EXERCISE INPUT -
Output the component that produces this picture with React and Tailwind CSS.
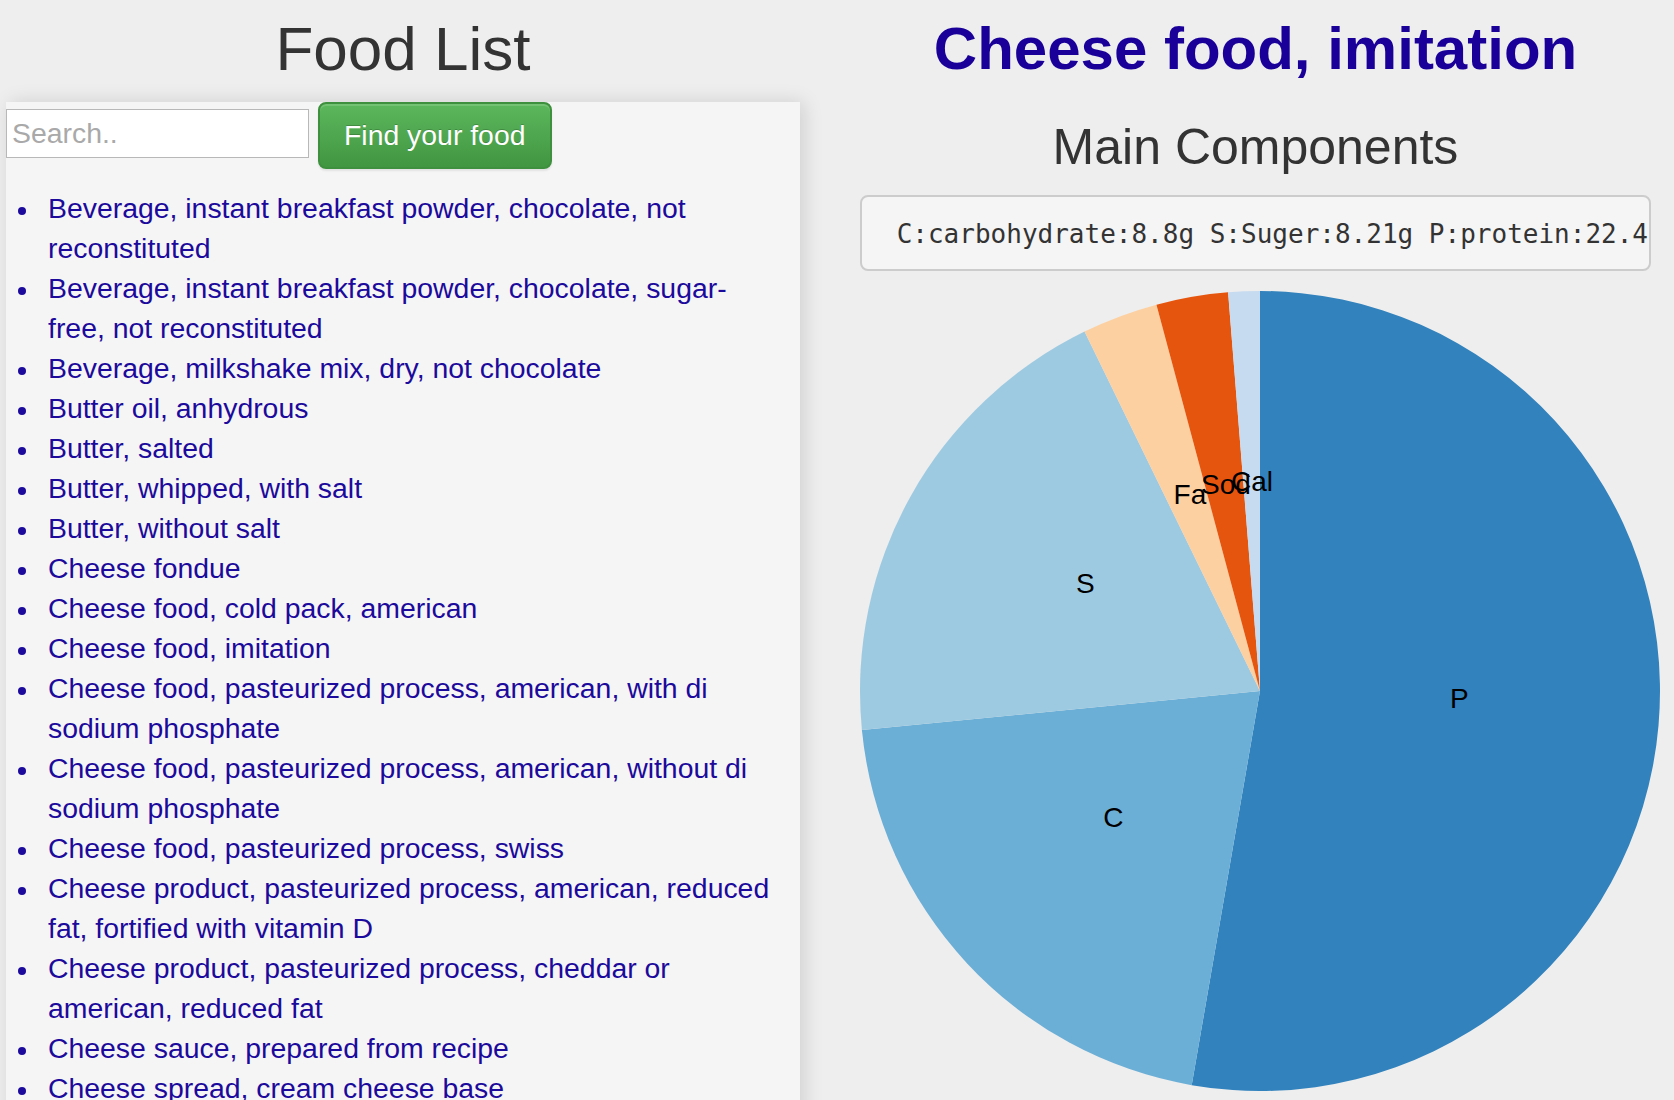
import React from "react";

const foods = [
  "Beverage, instant breakfast powder, chocolate, not reconstituted",
  "Beverage, instant breakfast powder, chocolate, sugar-free, not reconstituted",
  "Beverage, milkshake mix, dry, not chocolate",
  "Butter oil, anhydrous",
  "Butter, salted",
  "Butter, whipped, with salt",
  "Butter, without salt",
  "Cheese fondue",
  "Cheese food, cold pack, american",
  "Cheese food, imitation",
  "Cheese food, pasteurized process, american, with di sodium phosphate",
  "Cheese food, pasteurized process, american, without di sodium phosphate",
  "Cheese food, pasteurized process, swiss",
  "Cheese product, pasteurized process, american, reduced fat, fortified with vitamin D",
  "Cheese product, pasteurized process, cheddar or american, reduced fat",
  "Cheese sauce, prepared from recipe",
  "Cheese spread, cream cheese base",
  "Cheese spread, pasteurized process, american",
  "Cheese, american cheddar, imitation",
];

const slices = [
  { label: "P", value: 22.4, color: "#3182bd" },
  { label: "C", value: 8.8, color: "#6baed6" },
  { label: "S", value: 8.21, color: "#9ecae1" },
  { label: "Fa", value: 1.3, color: "#fdd0a2" },
  { label: "Sod", value: 1.23, color: "#e6550d" },
  { label: "Cal", value: 0.54, color: "#c6dbef" },
];

function Pie() {
  const cx = 400;
  const cy = 400;
  const r = 400;
  const total = slices.reduce((s, d) => s + d.value, 0);
  let a = 0;
  const arcs = slices.map((d) => {
    const a0 = a;
    const a1 = a + (d.value / total) * Math.PI * 2;
    a = a1;
    const x0 = cx + r * Math.sin(a0);
    const y0 = cy - r * Math.cos(a0);
    const x1 = cx + r * Math.sin(a1);
    const y1 = cy - r * Math.cos(a1);
    const large = a1 - a0 > Math.PI ? 1 : 0;
    const path = `M${cx},${cy}L${x0},${y0}A${r},${r} 0 ${large} 1 ${x1},${y1}Z`;
    const m = (a0 + a1) / 2;
    return {
      ...d,
      path,
      lx: cx + (r / 2) * Math.sin(m),
      ly: cy - (r / 2) * Math.cos(m),
    };
  });
  return (
    <svg width="800" height="800" viewBox="0 0 800 800" className="block">
      {arcs.map((d) => (
        <path key={d.label} d={d.path} fill={d.color} />
      ))}
      {arcs.map((d) => (
        <text
          key={d.label + "t"}
          x={d.lx}
          y={d.ly}
          textAnchor="middle"
          fontSize="28"
          fill="#000"
          fontFamily="'Liberation Sans', Arial, sans-serif"
        >
          {d.label}
        </text>
      ))}
    </svg>
  );
}

export default function App() {
  return (
    <div className="flex h-screen overflow-hidden bg-[#eeeeee] font-['Liberation_Sans',Arial,sans-serif]">
      <div className="ml-[6px] flex w-[794px] shrink-0 flex-col">
        <h1 className="pt-[16px] pb-[20px] text-center text-[62px] font-normal leading-[66px] text-[#333333]">
          Food List
        </h1>
        <div className="flex-1 bg-[#f5f5f5] shadow-[4px_0_18px_rgba(0,0,0,0.13)]">
          <div className="flex items-start">
            <input
              type="text"
              placeholder="Search.."
              className="mt-[7px] h-[49px] w-[303px] border border-[#b8b8b8] bg-white px-[5px] text-[28.4px] text-[#333] outline-none placeholder:text-[#a9a9a9]"
            />
            <button className="ml-[9px] rounded-[8px] border-2 border-[#3e8f3e] bg-gradient-to-b from-[#5cb85c] to-[#419641] px-[24px] py-[12px] text-[28.4px] leading-[39px] text-white shadow-[inset_0_2px_0_rgba(255,255,255,0.15),0_2px_2px_rgba(0,0,0,0.08)] [text-shadow:0_-1px_0_rgba(0,0,0,0.2)]">
              Find your food
            </button>
          </div>
          <ul className="mt-[19px] pr-[28px] text-[28.4px] leading-[40px] text-[#1c0a9c]">
            {foods.map((f) => (
              <li key={f} className="flex">
                <span className="w-[42px] shrink-0 pl-[12px] pt-[19px]">
                  <span className="block h-[8px] w-[8px] rounded-full bg-[#1c0a9c]" />
                </span>
                <span>{f}</span>
              </li>
            ))}
          </ul>
        </div>
      </div>
      <div className="ml-[60px] w-[791px] shrink-0">
        <h1 className="pt-[16px] text-center text-[60px] font-bold leading-[66px] text-[#1a0099]">
          Cheese food, imitation
        </h1>
        <h2 className="mt-[38px] text-center text-[50px] font-normal leading-[55px] text-[#333333]">
          Main Components
        </h2>
        <pre className="mt-[20px] mb-[20px] overflow-hidden whitespace-pre rounded-[8px] border-2 border-[#cccccc] bg-[#f5f5f5] px-[19px] pt-[19px] pb-[16px] font-['DejaVu_Sans_Mono',Menlo,monospace] text-[26px] leading-[37px] text-[#333333]">
          {" C:carbohydrate:8.8g S:Suger:8.21g P:protein:22.4g Fa:fat:1.3g Sod:sodium:1.23g Cal:calcium:0.54g"}
        </pre>
        <Pie />
      </div>
    </div>
  );
}
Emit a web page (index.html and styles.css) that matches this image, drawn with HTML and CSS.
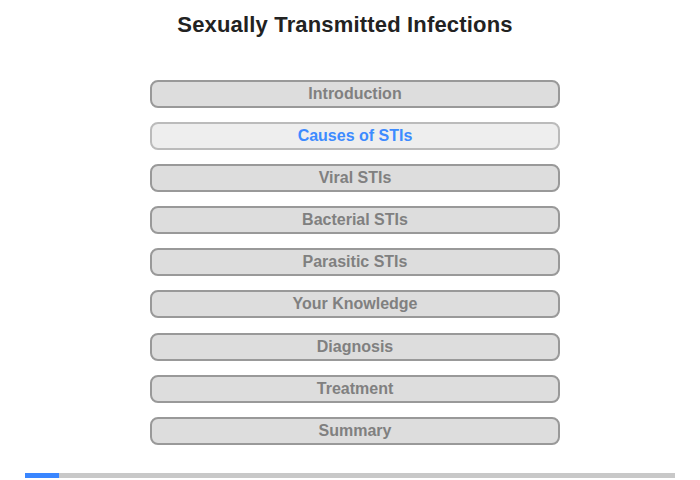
FILE: index.html
```html
<!DOCTYPE html>
<html>
<head>
<meta charset="utf-8">
<link rel="stylesheet" href="styles.css">
</head>
<body>
<div class="page">
  <h1 class="title">Sexually Transmitted Infections</h1>
  <nav class="menu">
    <div class="item">Introduction</div>
    <div class="item active">Causes of STIs</div>
    <div class="item">Viral STIs</div>
    <div class="item">Bacterial STIs</div>
    <div class="item">Parasitic STIs</div>
    <div class="item">Your Knowledge</div>
    <div class="item">Diagnosis</div>
    <div class="item">Treatment</div>
    <div class="item">Summary</div>
  </nav>
  <div class="progress"><div class="progress-fill" style="width:34px"></div></div>
</div>
</body>
</html>
```
FILE: styles.css
```css
html, body {
  margin: 0;
  padding: 0;
  background: #fff;
}
.page {
  width: 700px;
  height: 480px;
  display: flex;
  flex-direction: column;
  align-items: center;
  font-family: "Liberation Sans", Arial, sans-serif;
}
.title {
  margin: 13px 0 0 0;
  height: 24px;
  line-height: 24px;
  font-size: 22px;
  font-weight: bold;
  letter-spacing: 0.17px;
  color: #222;
  transform: translateX(-5px);
}
.menu {
  margin-top: 43px;
  display: flex;
  flex-direction: column;
  gap: 14.1px;
  width: 410px;
  transform: translateX(5px);
}
.item {
  box-sizing: border-box;
  height: 28px;
  border: 2px solid #999;
  border-radius: 8px;
  background: #ddd;
  color: #808080;
  font-size: 16px;
  font-weight: bold;
  text-align: center;
  line-height: 24px;
}
.item.active {
  background: #eee;
  border-color: #bbb;
  color: #3d8bff;
}
.progress {
  margin-top: auto;
  margin-bottom: 2px;
  width: 650px;
  height: 5px;
  background: #c8c8c8;
}
.progress-fill {
  height: 100%;
  background: #3a86ff;
}
```
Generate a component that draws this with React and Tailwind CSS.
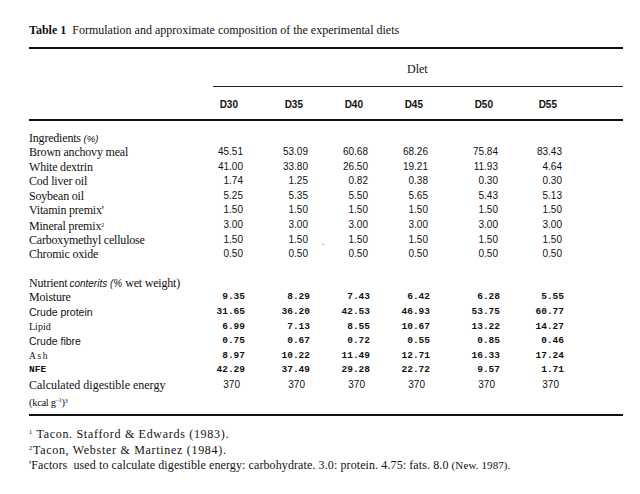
import React from "react";

const serif = "font-['Liberation_Serif','Times_New_Roman',serif]";
const sans = "font-['Liberation_Sans',Arial,sans-serif]";
const mono = "font-['Liberation_Mono','Courier_New',monospace]";
const row = "grid grid-cols-[184px_30px_65px_60px_60px_70px_64px] h-[14.6px] leading-[14.6px] overflow-visible";

const ingredients = [
  ["Brown anchovy meal", ["45.51", "53.09", "60.68", "68.26", "75.84", "83.43"]],
  ["White dextrin", ["41.00", "33.80", "26.50", "19.21", "11.93", "4.64"]],
  ["Cod liver oil", ["1.74", "1.25", "0.82", "0.38", "0.30", "0.30"]],
  ["Soybean oil", ["5.25", "5.35", "5.50", "5.65", "5.43", "5.13"]],
  ["Vitamin premix'", ["1.50", "1.50", "1.50", "1.50", "1.50", "1.50"]],
  ["MINERAL", ["3.00", "3.00", "3.00", "3.00", "3.00", "3.00"]],
  ["Carboxymethyl cellulose", ["1.50", "1.50", "1.50", "1.50", "1.50", "1.50"]],
  ["Chromic oxide", ["0.50", "0.50", "0.50", "0.50", "0.50", "0.50"]],
];

const nutrients = [
  ["Moisture", "serif", ["9.35", "8.29", "7.43", "6.42", "6.28", "5.55"]],
  ["Crude protein", "sans", ["31.65", "36.20", "42.53", "46.93", "53.75", "60.77"]],
  ["Lipid", "small", ["6.99", "7.13", "8.55", "10.67", "13.22", "14.27"]],
  ["Crude fibre", "sans", ["0.75", "0.67", "0.72", "0.55", "0.85", "0.46"]],
  ["Ash", "ash", ["8.97", "10.22", "11.49", "12.71", "16.33", "17.24"]],
  ["NFE", "mono", ["42.29", "37.49", "29.28", "22.72", "9.57", "1.71"]],
];

function labelClass(kind) {
  if (kind === "sans") return `${sans} text-[10.5px]`;
  if (kind === "small") return `${serif} text-[10px]`;
  if (kind === "ash") return `${serif} text-[9.5px] tracking-[1.6px]`;
  if (kind === "mono") return `${mono} text-[9.5px] font-bold`;
  return `${serif} text-[12px] tracking-[-0.2px]`;
}

export default function App() {
  return (
    <div className="w-[640px] h-[494px] bg-white text-[#111] overflow-hidden">
      <div className="pl-[29px] w-[623px]">
        {/* Title */}
        <div className={`${serif} pt-[23px] h-[37px] leading-[14px] text-[12px]`}>
          <span className="font-bold">Table 1</span>
          <span className="ml-[6px]">Formulation and approximate composition of the experimental diets</span>
        </div>
        <div className="mt-[10px] h-[2px] bg-[#111]" />

        {/* Diet header */}
        <div className={`${serif} mt-[13px] h-[14px] leading-[14px] text-[12px] pl-[378px]`}>Dlet</div>
        <div className="mt-[10px] ml-[184px] h-px bg-[#222]" />

        <div className={`mt-[11px] grid grid-cols-[184px_30px_65px_60px_60px_70px_64px] h-[14px] leading-[14px] ${sans} text-[10px] font-bold`}>
          <div />
          {["D30", "D35", "D40", "D45", "D50", "D55"].map((d) => (
            <div key={d} className="text-right pr-[5px]">{d}</div>
          ))}
        </div>
        <div className="mt-[7px] h-[1.5px] bg-[#111]" />

        {/* Ingredients */}
        <div className="mt-[10px]">
          <div className={`${serif} text-[12px] h-[14.6px] leading-[14.6px] tracking-[-0.2px]`}>
            Ingredients <span className={`${sans} italic text-[9.5px] tracking-normal`}>(%)</span>
          </div>
          {ingredients.map(([name, vals]) => (
            <div key={name} className={row}>
              <div className={`${serif} text-[12px] tracking-[-0.2px] whitespace-nowrap`}>
                {name === "MINERAL" ? (
                  <>
                    Mineral premix<span className="text-[6px] align-[3px]">2</span>
                  </>
                ) : (
                  name
                )}
              </div>
              {vals.map((v, i) =>
                name === "Carboxymethyl cellulose" && i === 2 ? (
                  <div key={i} className={`${sans} text-[10px] flex justify-between pl-[14px]`}>
                    <span className="relative top-[3px] text-[8px]">.</span>
                    <span>{v}</span>
                  </div>
                ) : (
                  <div key={i} className={`${sans} text-[10px] text-right`}>{v}</div>
                )
              )}
            </div>
          ))}
        </div>

        {/* Nutrients */}
        <div className="mt-[14px]">
          <div className={`${serif} text-[12px] h-[14.6px] leading-[14.6px] whitespace-nowrap tracking-[-0.2px]`}>
            Nutrient
            <span className={`${sans} italic text-[10px] ml-[2px] tracking-normal`}>conterits (%</span>
            <span className="ml-[3px]">wet weight)</span>
          </div>
          {nutrients.map(([name, kind, vals]) => (
            <div key={name} className={row}>
              <div className={`whitespace-nowrap ${labelClass(kind)}`}>{name}</div>
              {vals.map((v, i) => (
                <div key={i} className={`${mono} text-[9.5px] font-bold text-right -mr-[2px]`}>{v}</div>
              ))}
            </div>
          ))}
          <div className={row}>
            <div className={`${serif} text-[12px] whitespace-nowrap`}>Calculated digestible energy</div>
            {[0, 1, 2, 3, 4, 5].map((i) => (
              <div key={i} className={`${sans} text-[10px] text-right pr-[3px]`}>370</div>
            ))}
          </div>
          <div className={`${serif} text-[10.5px] h-[14.6px] leading-[14.6px] tracking-[-0.3px]`}>
            (kcal g<span className="text-[6px] align-[4px]">−1</span>)<span className="text-[6px] align-[3px]">3</span>
          </div>
        </div>

        <div className="mt-[7px] h-[1.5px] bg-[#111]" />

        {/* Footnotes */}
        <div className={`${serif} mt-[8px] text-[12px]`}>
          <div className="h-[16.5px] leading-[16.5px] tracking-[0.7px]">
            <span className="text-[6.5px] align-[4px]">1</span> Tacon. Stafford &amp; Edwards (1983).
          </div>
          <div className="h-[16.5px] leading-[16.5px] tracking-[0.7px]">
            <span className="text-[6.5px] align-[4px]">2</span>Tacon, Webster &amp; Martinez (1984).
          </div>
          <div className="h-[16.5px] leading-[16.5px] whitespace-nowrap tracking-[0.1px]">
            'Factors&nbsp; used to calculate digestible energy: carbohydrate. 3.0: protein. 4.75: fats. 8.0{" "}
            <span className="text-[11px]">(New. 1987).</span>
          </div>
        </div>
      </div>
    </div>
  );
}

GOAL - All lines that include "page" are to be gathered and copied.

TASK ANSWER -
Emit a web page (index.html and styles.css) that matches this image, drawn with HTML and CSS.
<div class="page">
.page {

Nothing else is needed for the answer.